France, Norway and Switzerland are the only other countries in the OECD that have a form of wealth tax. This year Norway increased its higher rate for those worth between Nkr1.7m (£130,000) and Nkr20m (£1.5m) from 0.95pc to 1pc, a move credited with driving some of its super-rich to abandon the country.

Many governments also introduced property tax reforms, the OECD said, by raising top property tax rates or targeting individuals who use property as an investment vehicle.

Last week a group of nearly 300 millionaires, including heiress Abigail Disney, wrote to the G20 calling for a tax on the super-rich.

The letter said: “Decades of falling taxes on the richest, based on the false promise that the wealth at the top would somehow benefit us all, has contributed to the rise in extreme inequality.”

Labour is under pressure from backers to introduce a wealth tax if it comes to power, even though shadow chancellor Rachel Reeves has said the party has “no plans” to introduce such a levy on the country’s wealthiest.

The general secretary of the Trades Union Congress (TUC), Paul Nowak, has said there must be a “national conversation about taxing wealth”.

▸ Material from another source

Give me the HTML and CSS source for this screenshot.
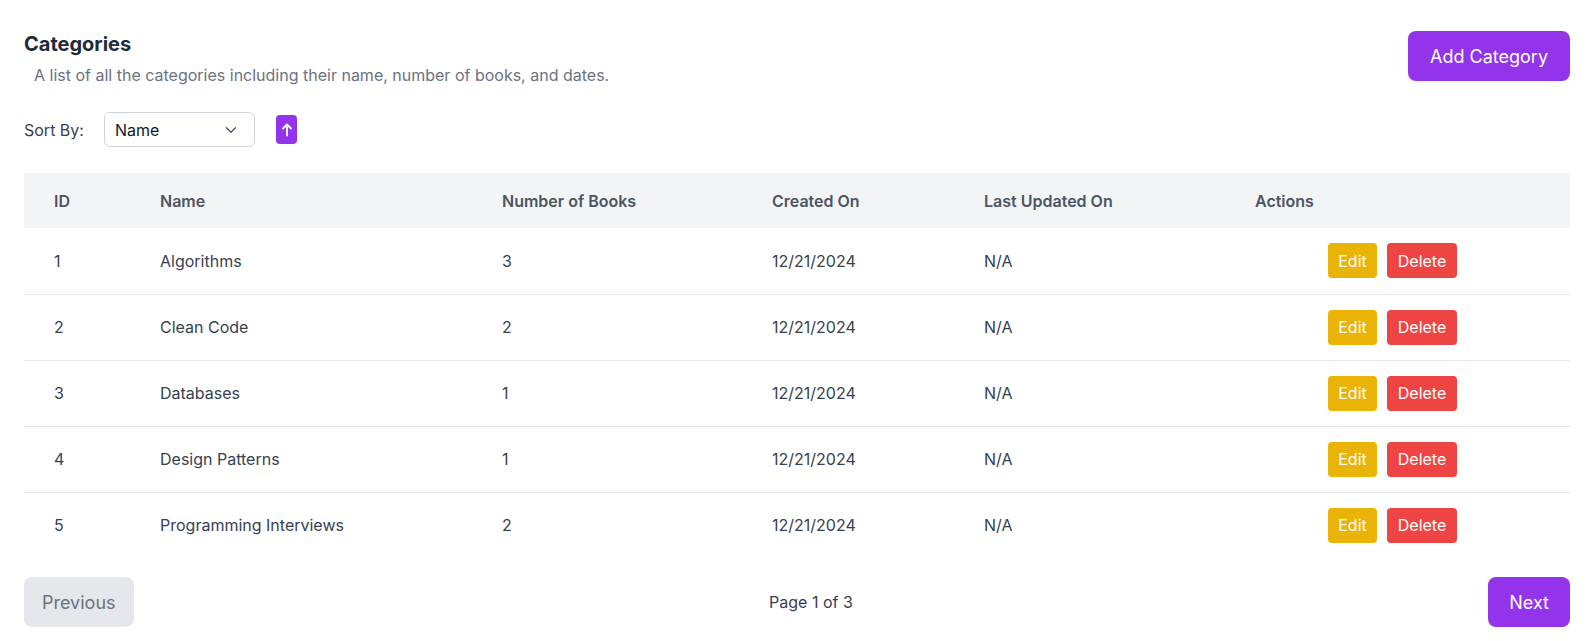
FILE: index.html
```html
<!DOCTYPE html>
<html lang="en">
<head>
<meta charset="utf-8">
<title>Categories</title>
<link rel="stylesheet" href="styles.css">
</head>
<body>
<div class="page">
  <div class="header">
    <div class="titles">
      <h2 class="title">Categories</h2>
      <p class="subtitle">A list of all the categories including their name, number of books, and dates.</p>
    </div>
    <button class="btn btn-primary btn-lg">Add Category</button>
  </div>

  <div class="sort-row">
    <span class="sort-label">Sort By:</span>
    <div class="select">
      <span>Name</span>
      <svg class="chev" width="18" height="18" viewBox="0 0 24 24" fill="none" stroke="currentColor" stroke-width="1.8" stroke-linecap="round" stroke-linejoin="round"><path d="M6 9l6 6 6-6"/></svg>
    </div>
    <button class="sort-dir">
      <svg width="12" height="14" viewBox="0 0 12 14" fill="none" stroke="#fff" stroke-width="1.8" stroke-linecap="round" stroke-linejoin="round"><path d="M6 12.5V1.8"/><path d="M2 5.5L6 1.5l4 4"/></svg>
    </button>
  </div>

  <table class="table">
    <colgroup>
      <col class="c-id"><col class="c-name"><col class="c-num"><col class="c-created"><col class="c-updated"><col class="c-actions">
    </colgroup>
    <thead>
      <tr><th>ID</th><th>Name</th><th>Number of Books</th><th>Created On</th><th>Last Updated On</th><th>Actions</th></tr>
    </thead>
    <tbody>
      <tr><td>1</td><td>Algorithms</td><td>3</td><td>12/21/2024</td><td>N/A</td><td><div class="actions"><button class="btn-sm edit">Edit</button><button class="btn-sm del">Delete</button></div></td></tr>
      <tr><td>2</td><td>Clean Code</td><td>2</td><td>12/21/2024</td><td>N/A</td><td><div class="actions"><button class="btn-sm edit">Edit</button><button class="btn-sm del">Delete</button></div></td></tr>
      <tr><td>3</td><td>Databases</td><td>1</td><td>12/21/2024</td><td>N/A</td><td><div class="actions"><button class="btn-sm edit">Edit</button><button class="btn-sm del">Delete</button></div></td></tr>
      <tr><td>4</td><td>Design Patterns</td><td>1</td><td>12/21/2024</td><td>N/A</td><td><div class="actions"><button class="btn-sm edit">Edit</button><button class="btn-sm del">Delete</button></div></td></tr>
      <tr><td>5</td><td>Programming Interviews</td><td>2</td><td>12/21/2024</td><td>N/A</td><td><div class="actions"><button class="btn-sm edit">Edit</button><button class="btn-sm del">Delete</button></div></td></tr>
    </tbody>
  </table>

  <div class="pager">
    <button class="btn btn-disabled btn-lg btn-prev">Previous</button>
    <span class="page-info">Page 1 of 3</span>
    <button class="btn btn-primary btn-lg">Next</button>
  </div>
</div>
</body>
</html>
```
FILE: styles.css
```css
* { box-sizing: border-box; }
body {
  margin: 0;
  background: #ffffff;
  font-family: "Inter", "Lato", sans-serif;
  color: #374151;
}
.page {
  padding: 30px 18px 0 24px;
}
.header {
  display: flex;
  justify-content: space-between;
  align-items: flex-start;
}
.title {
  margin: 0;
  font-size: 20px;
  line-height: 28px;
  font-weight: 700;
  color: #1f2937;
}
.subtitle {
  margin: 5px 0 0 10px;
  font-size: 16px;
  line-height: 24px;
  color: #6b7280;
}
.btn {
  border: none;
  font-family: inherit;
  cursor: pointer;
}
.btn-lg {
  height: 50px;
  padding: 0 21px;
  font-size: 18px;
  border-radius: 8px;
}
.btn-prev { padding: 0 18px; }
.header .btn-lg { margin-top: 1px; padding: 0 22px; }
.btn-primary { background: #9333ea; color: #ffffff; }
.btn-disabled { background: #e5e7eb; color: #6b7280; }

.sort-row {
  display: flex;
  align-items: center;
  margin-top: 25px;
  height: 35px;
}
.sort-label {
  font-size: 16px;
  color: #374151;
  width: 80px;
}
.select {
  width: 151px;
  height: 35px;
  border: 1px solid #d1d5db;
  border-radius: 6px;
  display: flex;
  align-items: center;
  justify-content: space-between;
  padding: 0 14px 0 10px;
  font-size: 16px;
  color: #111827;
}
.chev { color: #4b5563; }
.sort-dir {
  margin-left: 21px;
  width: 21px;
  height: 29px;
  border: none;
  border-radius: 4px;
  background: #9333ea;
  display: flex;
  align-items: center;
  justify-content: center;
  padding: 0;
}

.table {
  margin-top: 26px;
  width: 100%;
  border-collapse: collapse;
  table-layout: fixed;
}
.c-id { width: 106px; }
.c-name { width: 342px; }
.c-num { width: 270px; }
.c-created { width: 212px; }
.c-updated { width: 271px; }
.c-actions { width: auto; }
thead tr { background: #f3f4f6; }
th {
  height: 55px;
  text-align: left;
  padding: 0 0 0 30px;
  font-size: 16px;
  font-weight: 600;
  color: #4b5563;
}
td {
  height: 66px;
  padding: 0 0 0 30px;
  font-size: 16px;
  color: #374151;
  border-bottom: 1px solid #e5e7eb;
}
tbody tr:last-child td { border-bottom: none; }
.actions {
  display: flex;
  gap: 10px;
  justify-content: center;
  padding-right: 40px;
}
.btn-sm {
  border: none;
  height: 35px;
  padding: 0;
  border-radius: 4px;
  font-family: inherit;
  font-size: 16px;
  color: #ffffff;
}
.edit { background: #eab308; width: 49px; }
.del { background: #ef4444; width: 70px; }

.pager {
  margin-top: 19px;
  display: flex;
  justify-content: space-between;
  align-items: center;
}
.page-info {
  font-size: 16px;
  color: #374151;
}
```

A tax on the richest 0.3pc of the population could deliver £10.4bn, according to the TUC’s analysis.

But critics have said their proposals would be expensive to administer and potentially damaging for the economy.

Robert Salter, of accountancy firm Blick Rothenberg, said that many of those caught by a wealth tax would be “asset rich and income poor” property owners in London and the Southeast.

He added: “The TUC is correct to call for a ‘national debate of taxation’ – the reality is that all countries as well as the UK should be continually reviewing their tax systems, to ensure that the rules are clear, taxes are efficient and easy to collect, and the tax burden is balanced fairly across the population.

“However, the UK tax system is already extremely complicated and introducing a new tax could just compound the difficulties and complexity of the system and are unlikely to solve the UK’s financial and structural problems.”